My vision narrowed until my mother’s face became the only thing I could see.
“You threw away her medication?”
Patricia lifted her chin.
“I wasn’t going to let her drug herself into laziness.”
Something ancient and violent surged through me, but Hannah moaned, and it dragged me back to what mattered.
I grabbed my phone.
My mother stepped forward.
“Ethan, don’t be dramatic.”
I held the phone up to my ear.
“911,” I said, and my voice sounded like someone else’s. “My wife is postpartum, feverish, barely conscious. My newborn may be dehydrated. I need an ambulance now.”
Patricia lunged for the phone.
I stepped back.
“Touch me,” I said quietly, “and I swear to God, you will never touch my family again.”
For once, she stopped.
The paramedics arrived within minutes, but those minutes felt like a lifetime.
Hannah drifted in and out of consciousness. Owen’s crying grew weaker. I changed him with hands that could barely work, wrapped him in the green blanket I had bought on the way home, and held him against my chest while whispering apologies he could not understand.
“I’m sorry,” I kept saying. “Daddy’s here. Daddy’s here now.”
When the first paramedic entered the room, his expression changed instantly.
He did not ask whether Hannah was exaggerating.
He did not look at my mother for permission.
He knelt beside my wife, checked her pulse, temperature, and blood pressure, then looked at his partner.
“Move now.”
Patricia followed them down the stairs, protesting.
“She’s dramatic,” she insisted. “She’s always been dramatic.”
The paramedic looked at her once.
“Ma’am, get out of the way.”
At the hospital, everything happened too quickly and too slowly at once.
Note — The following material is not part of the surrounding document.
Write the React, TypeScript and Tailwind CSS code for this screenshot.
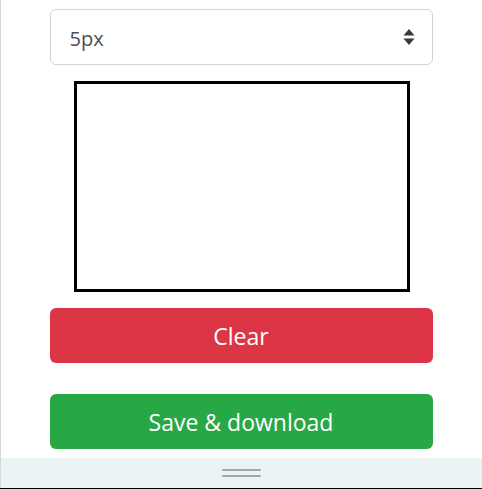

Doctors took Hannah through one set of doors and Owen through another.
I tried to follow both.
A nurse gently caught my arm.
“Sir, we’ll update you as soon as we can.”
“I left them,” I said.
The words came out before I could stop them.
The nurse’s face softened.
“Stay where they can find you.”
So I stood in a hallway beneath fluorescent lights, still wearing my travel jacket, with Hannah’s blood pressure reading burned into my mind and Owen’s weak cry echoing in my ears.
My mother and Courtney arrived twenty minutes later.
They looked annoyed.
Not scared.
Annoyed.
Patricia marched toward me.
“You humiliated me in front of those paramedics.”
I turned slowly.
“My wife and son may die.”
“Don’t be ridiculous,” she snapped. “Women have babies every day.”
Before I could answer, a doctor walked toward us.
She was in her forties, with tired eyes and a steady voice.
“Mr. Parker?”
“Yes.”
“I’m Dr. Elena Morris. Your wife has a severe postpartum infection and signs of dehydration. Your son is also dehydrated, but we caught it in time.”
My knees nearly buckled.
“In time?” I whispered.
Dr. Morris did not smile.
“In time, if there are no complications.”
Patricia exhaled loudly, as if inconvenienced.
“There, see? Everything is fine.”
Dr. Morris turned to her.
“Nothing about this is fine.”
My mother blinked.
The doctor looked back at me.
“Mr. Parker, I also need to ask about the bruising on your wife’s wrists.”
The hallway grew silent.
I felt Courtney tense beside my mother.
Dr. Morris continued, calm and precise.
“The marks are consistent with forceful restraint. Your wife has also stated she was denied access to her phone and prescribed medication. Because there is a newborn involved, I am required to notify law enforcement and hospital social services.”